L'Islande peut être le laboratoire de la démocratie ... »
Nul ne sera surpris que les droites soient hostiles à ce processus et qu'elles prennent tous les prétextes pour enterrer le projet si elles redeviennent majoritaires au Parlement en avril 2013.
Il est tout de même consternant que
des mouvements politiques qui se disent attachés aux principes
démocratiques soient contre le principe de cette démocratie directe
inédite qui a fait des propositions dont tout le monde politique,
toutes couleurs confondues, dit qu'elles sont intéressantes et
réalisables.
Est ce que cela ne serait pas la preuve
:
- Que les droites ne sont pas aussi
démocrates et républicaines qu'elles veulent le faire croire ?
- Qu'elles sont
plutôt pour le principe d'une démocratie oligarchique, c'est-à-dire au service d'une minorité assurant sa domination par le pouvoir et
l'argent.
- Qu'elles
pratiquent un jeu politique basé sur l'hypocrisie, la manipulation
et le mensonge.
Les partis politiques, de
toutes couleurs, savent confisquer aux citoyens leur pouvoir, et ce n'est
pas le droit de vote, tel qu'il se pratique, qui n'est qu'un marché de dupes, une illusion
de démocratie, un alibi utile aux leaders politiques qui peut changer
l'ordre des choses ou plutôt leur désordre !

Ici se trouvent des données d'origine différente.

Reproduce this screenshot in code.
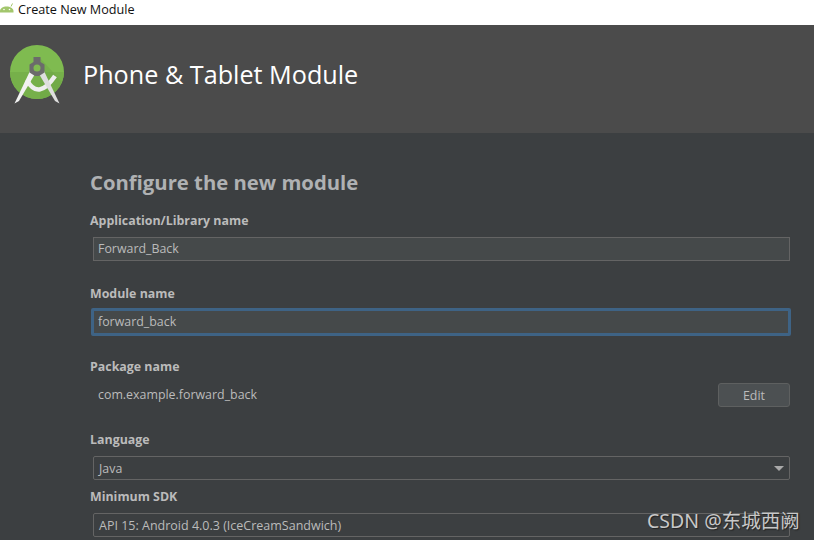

« Il faut regagner le contrôle
de nos vies ! » comme le
dit encore la députée islandaise Birgitta Jonsdottir, en donnant du pouvoir à la
société civile.
Cela reviendrait, en France,
à abolir la constitution de 1958, creuset d'un système monarchique,
qui ne dit pas son nom, pour établir une vraie République
démocratique, fondée sur les grands principes de liberté, d'égalité
et de fraternité enfin pris en compte.
Il faut faire
fonctionner notre société dans le bon sens : qu'elle soit au
service de l'homme et pas l'homme au service de la société.